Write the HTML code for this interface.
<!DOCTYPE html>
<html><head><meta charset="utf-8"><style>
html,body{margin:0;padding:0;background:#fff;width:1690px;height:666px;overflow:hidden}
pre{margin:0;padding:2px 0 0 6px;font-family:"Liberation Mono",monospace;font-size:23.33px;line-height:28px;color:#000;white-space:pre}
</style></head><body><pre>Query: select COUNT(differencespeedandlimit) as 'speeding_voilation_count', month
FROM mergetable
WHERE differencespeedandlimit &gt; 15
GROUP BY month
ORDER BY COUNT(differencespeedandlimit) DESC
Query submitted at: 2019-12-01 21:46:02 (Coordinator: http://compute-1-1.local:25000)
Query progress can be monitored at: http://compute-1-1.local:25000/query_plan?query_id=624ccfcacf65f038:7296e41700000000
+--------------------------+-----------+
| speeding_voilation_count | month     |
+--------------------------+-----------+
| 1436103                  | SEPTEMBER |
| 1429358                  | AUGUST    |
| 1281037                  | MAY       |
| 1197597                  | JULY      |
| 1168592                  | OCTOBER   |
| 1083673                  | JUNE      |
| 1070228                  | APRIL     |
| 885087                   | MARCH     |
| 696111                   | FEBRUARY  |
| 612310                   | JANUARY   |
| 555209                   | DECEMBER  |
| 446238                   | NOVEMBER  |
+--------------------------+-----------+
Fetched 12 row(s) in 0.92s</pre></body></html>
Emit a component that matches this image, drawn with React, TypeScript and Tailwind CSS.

━━━━━━

#### [Written problem]
Return all of the data precisely as it appears.

#### [Solution to this task]
Write the HTML code for this interface.
<!DOCTYPE html>
<html><head><meta charset="utf-8"><style>
html,body{margin:0;padding:0;background:#fff;width:1690px;height:666px;overflow:hidden}
pre{margin:0;padding:2px 0 0 6px;font-family:"Liberation Mono",monospace;font-size:23.33px;line-height:28px;color:#000;white-space:pre}
</style></head><body><pre>Query: select COUNT(differencespeedandlimit) as 'speeding_voilation_count', month
FROM mergetable
WHERE differencespeedandlimit &gt; 15
GROUP BY month
ORDER BY COUNT(differencespeedandlimit) DESC
Query submitted at: 2019-12-01 21:46:02 (Coordinator: http://compute-1-1.local:25000)
Query progress can be monitored at: http://compute-1-1.local:25000/query_plan?query_id=624ccfcacf65f038:7296e41700000000
+--------------------------+-----------+
| speeding_voilation_count | month     |
+--------------------------+-----------+
| 1436103                  | SEPTEMBER |
| 1429358                  | AUGUST    |
| 1281037                  | MAY       |
| 1197597                  | JULY      |
| 1168592                  | OCTOBER   |
| 1083673                  | JUNE      |
| 1070228                  | APRIL     |
| 885087                   | MARCH     |
| 696111                   | FEBRUARY  |
| 612310                   | JANUARY   |
| 555209                   | DECEMBER  |
| 446238                   | NOVEMBER  |
+--------------------------+-----------+
Fetched 12 row(s) in 0.92s</pre></body></html>
Emit a component that matches this image, drawn with React, TypeScript and Tailwind CSS.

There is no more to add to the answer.